1. Where can I register HSK?

You can visit the official website for the HSK test dates. Choose your own language and there's usually a link on the homepage that leads to the test dates of the year.

2. For how long is my HSK certificate valid?

The HSK certificate is valid indefinitely.
However, for academic purposes, it is valid for two years from the date the exam was taken. So if you're applying for a Chinese university, your HSK certificate will only be good for two years.

3. When can I find out my HSK Test results?

The test results dates are also on the official website on the same page as the exam dates.

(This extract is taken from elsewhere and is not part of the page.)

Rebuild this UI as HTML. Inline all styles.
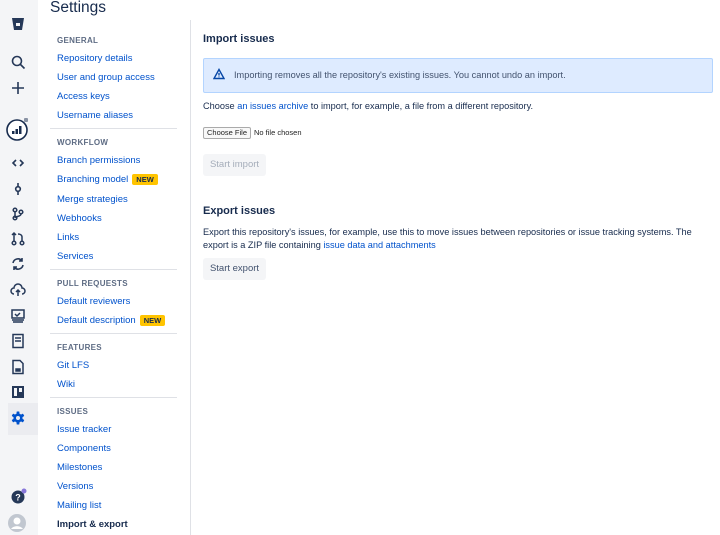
<!DOCTYPE html>
<html><head><style>
*{margin:0;padding:0;box-sizing:border-box}
body{width:720px;height:535px;overflow:hidden;background:#fff;font-family:"Liberation Sans",sans-serif;position:relative;color:#172b4d}
.side{position:absolute;left:0;top:0;width:38px;height:535px;background:#f4f5f7}
.ic{position:absolute;left:9px;width:18px;height:18px}
.t{position:absolute;white-space:nowrap}
.h{font-size:8px;font-weight:bold;color:#5e6c84;letter-spacing:.3px;left:57px}
.l{font-size:9.5px;color:#0052cc;left:57px}
.hr{position:absolute;left:50px;width:127px;height:1px;background:#dfe1e6}
.new{background:#ffc400;color:#172b4d;font-size:7.5px;font-weight:bold;padding:1px 4px;border-radius:2px;margin-left:4px}
.m{font-size:9.2px;color:#172b4d;left:203px}
a{color:#0052cc}
</style></head><body>
<div class="side"></div>
<div style="position:absolute;left:8px;top:403px;width:30px;height:32px;background:#ebecf0"></div>
<svg class="ic" style="top:15px" viewBox="0 0 18 18"><path d="M3 3h12l-2 12H5z" fill="#253858"/><rect x="7" y="8" width="4" height="3" fill="#f4f5f7"/></svg>
<svg class="ic" style="top:53px" viewBox="0 0 18 18" fill="none" stroke="#253858" stroke-width="1.6"><circle cx="8" cy="8" r="4.5"/><path d="M11.5 11.5l4 4"/></svg>
<svg class="ic" style="top:79px" viewBox="0 0 18 18" stroke="#253858" stroke-width="1.6"><path d="M9 3v12M3 9h12"/></svg>
<svg style="position:absolute;left:5px;top:116px;width:26px;height:26px" viewBox="0 0 26 26"><circle cx="12" cy="14" r="10" fill="#fff" stroke="#172b4d" stroke-width="1.6"/><rect x="7" y="15" width="2.5" height="3" fill="#172b4d"/><rect x="10.5" y="13" width="2.5" height="5" fill="#172b4d"/><rect x="14" y="10" width="2.5" height="8" fill="#172b4d"/><rect x="19" y="2" width="4" height="4" rx="1" fill="#8993a4"/></svg>
<svg class="ic" style="top:154px" viewBox="0 0 18 18" fill="none" stroke="#253858" stroke-width="1.6"><path d="M7 6l-3 3 3 3M11 6l3 3-3 3"/></svg>
<svg class="ic" style="top:180px" viewBox="0 0 18 18" fill="none" stroke="#253858" stroke-width="1.6"><path d="M9 3v12"/><circle cx="9" cy="9" r="2.3" fill="#f4f5f7"/></svg>
<svg class="ic" style="top:205px" viewBox="0 0 18 18" fill="none" stroke="#253858" stroke-width="1.5"><circle cx="6" cy="5" r="1.8"/><circle cx="6" cy="13" r="1.8"/><circle cx="12" cy="7" r="1.8"/><path d="M6 7v4M12 9c0 3-6 2-6 4"/></svg>
<svg class="ic" style="top:230px" viewBox="0 0 18 18" fill="none" stroke="#253858" stroke-width="1.5"><circle cx="5" cy="13" r="1.8"/><circle cx="13" cy="13" r="1.8"/><path d="M5 11V3M3 5l2-2 2 2M13 11V7c0-2-2-3-4-3"/></svg>
<svg class="ic" style="top:255px" viewBox="0 0 18 18" fill="none" stroke="#253858" stroke-width="1.6"><path d="M4 8a5 5 0 0 1 9-2M14 10a5 5 0 0 1-9 2M13 3v3h-3M5 15v-3h3"/></svg>
<svg class="ic" style="top:281px" viewBox="0 0 18 18" fill="none" stroke="#253858" stroke-width="1.5"><path d="M5 13a3 3 0 0 1 0-6 4 4 0 0 1 8 0 3 3 0 0 1 0 6M9 15V9M7 11l2-2 2 2"/></svg>
<svg class="ic" style="top:307px" viewBox="0 0 18 18" fill="none" stroke="#253858" stroke-width="1.5"><rect x="3" y="3" width="12" height="8"/><path d="M6 7l2 2 3-3M3 13h12M4 15h10"/></svg>
<svg class="ic" style="top:332px" viewBox="0 0 18 18" fill="none" stroke="#253858" stroke-width="1.5"><rect x="4" y="2.5" width="10" height="13"/><path d="M6 6h6M6 9h6"/></svg>
<svg class="ic" style="top:358px" viewBox="0 0 18 18" fill="none" stroke="#253858" stroke-width="1.5"><path d="M4 2.5h7l3 3v10H4z"/><path d="M7 11h4v2H7z" fill="#253858"/></svg>
<svg class="ic" style="top:383px" viewBox="0 0 18 18"><rect x="3" y="3" width="12" height="12" fill="#253858"/><rect x="5" y="5" width="3" height="8" fill="#f4f5f7"/><rect x="10" y="5" width="3" height="4" fill="#f4f5f7"/></svg>
<svg class="ic" style="top:409px" viewBox="0 0 18 18"><g fill="#0052cc" transform="translate(9 9)"><rect x="-1.4" y="-6.5" width="2.8" height="13" rx=".5"/><rect x="-1.4" y="-6.5" width="2.8" height="13" rx=".5" transform="rotate(60)"/><rect x="-1.4" y="-6.5" width="2.8" height="13" rx=".5" transform="rotate(120)"/><circle r="4.6"/><circle r="2" fill="#ebecf0"/></g></svg>
<svg class="ic" style="top:488px" viewBox="0 0 18 18"><circle cx="9" cy="9" r="6.5" fill="#253858"/><text x="9" y="12.5" font-size="9" font-weight="bold" fill="#fff" text-anchor="middle" font-family="Liberation Sans">?</text><circle cx="15" cy="3" r="2.5" fill="#8777d9"/></svg>
<svg style="position:absolute;left:7px;top:513px;width:20px;height:20px" viewBox="0 0 20 20"><circle cx="10" cy="10" r="9" fill="#c1c7d0"/><circle cx="10" cy="8" r="3.5" fill="#fff"/><path d="M4 16a7 6 0 0 1 12 0z" fill="#fff"/></svg>

<div class="t" style="left:50px;top:-1px;font-size:15.5px;color:#172b4d">Settings</div>
<div style="position:absolute;left:190px;top:20px;width:1px;height:515px;background:#dfe1e6"></div>

<div class="t h" style="top:36px">GENERAL</div>
<div class="t l" style="top:53px">Repository details</div>
<div class="t l" style="top:72px">User and group access</div>
<div class="t l" style="top:91px">Access keys</div>
<div class="t l" style="top:110px">Username aliases</div>
<div class="hr" style="top:128px"></div>
<div class="t h" style="top:138px">WORKFLOW</div>
<div class="t l" style="top:155px">Branch permissions</div>
<div class="t l" style="top:174px">Branching model<span class="new">NEW</span></div>
<div class="t l" style="top:194px">Merge strategies</div>
<div class="t l" style="top:213px">Webhooks</div>
<div class="t l" style="top:232px">Links</div>
<div class="t l" style="top:251px">Services</div>
<div class="hr" style="top:269px"></div>
<div class="t h" style="top:279px">PULL REQUESTS</div>
<div class="t l" style="top:296px">Default reviewers</div>
<div class="t l" style="top:315px">Default description<span class="new">NEW</span></div>
<div class="hr" style="top:333px"></div>
<div class="t h" style="top:343px">FEATURES</div>
<div class="t l" style="top:360px">Git LFS</div>
<div class="t l" style="top:379px">Wiki</div>
<div class="hr" style="top:397px"></div>
<div class="t h" style="top:407px">ISSUES</div>
<div class="t l" style="top:424px">Issue tracker</div>
<div class="t l" style="top:443px">Components</div>
<div class="t l" style="top:462px">Milestones</div>
<div class="t l" style="top:481px">Versions</div>
<div class="t l" style="top:500px">Mailing list</div>
<div class="t l" style="top:519px;color:#172b4d;font-weight:bold">Import &amp; export</div>

<div class="t" style="left:203px;top:33px;font-size:11px;font-weight:bold">Import issues</div>
<div style="position:absolute;left:203px;top:58px;width:510px;height:35px;background:#deebff;border:1px solid #b3d4ff;border-radius:2px"></div>
<svg style="position:absolute;left:213px;top:68px;width:12px;height:12px" viewBox="0 0 12 12" fill="none" stroke="#0747a6" stroke-width="1.4"><path d="M6 1.5L11 10.5H1z"/><path d="M6 5v2.5M6 8.5v.8"/></svg>
<div class="t m" style="left:234px;top:70px;color:#42526e">Importing removes all the repository's existing issues. You cannot undo an import.</div>
<div class="t m" style="top:101px">Choose <a>an issues archive</a> to import, for example, a file from a different repository.</div>
<div style="position:absolute;left:203px;top:127px;width:48px;height:12px;border:1px solid #aaa;border-radius:2px;background:#f8f8f8;font-size:7.5px;text-align:center;line-height:10px;color:#222">Choose File</div>
<div class="t" style="left:254px;top:128px;font-size:7.5px;color:#222">No file chosen</div>
<div style="position:absolute;left:203px;top:154px;width:63px;height:22px;background:#f4f5f7;border-radius:3px;font-size:9.5px;color:#a5adba;text-align:center;line-height:22px">Start import</div>
<div class="t" style="left:203px;top:205px;font-size:11px;font-weight:bold">Export issues</div>
<div class="t m" style="top:227px">Export this repository's issues, for example, use this to move issues between repositories or issue tracking systems. The</div>
<div class="t m" style="top:240px">export is a ZIP file containing <a>issue data and attachments</a></div>
<div style="position:absolute;left:203px;top:258px;width:63px;height:22px;background:#f4f5f7;border-radius:3px;font-size:9.5px;color:#42526e;text-align:center;line-height:22px">Start export</div>
</body></html>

You can visit the official website here.

4. How can I get my HSK Test certificate?

While the official website doesn't say anything about receiving the physical HSK certificate (you can check the scores at the published dates of the HSK Test results as I mentioned in the above question), simply contact your test center you took the test at if you have inquiries and they will help you.

If you hop on over to the website, you'll see that results are announced about a month after you take the test, so be patient for your certificate to arrive.

5. How do HSK levels compare to the CEFR proficiency levels?

Hanban (public institution affiliated with the Chinese Ministry of Education) claims that the HSK levels have a one to one correspondence to the CEFR (Common European Framework of Reference for Languages) levels, HSK's Levels 1 – 6 to CEFR's A1 (Beginner) – C2 (Mastery).

In my opinion, levels C1 or C2 are really near-native, if not native levels of proficiency in a language. As an example, a person who has attained a C2 level of proficiency "Can understand with ease virtually everything heard or read. Can summarize information from different spoken and written sources, reconstructing arguments and accounts in a coherent presentation. Can express him/herself spontaneously, very fluently and precisely, differentiating finer shades of meaning even in more complex situations."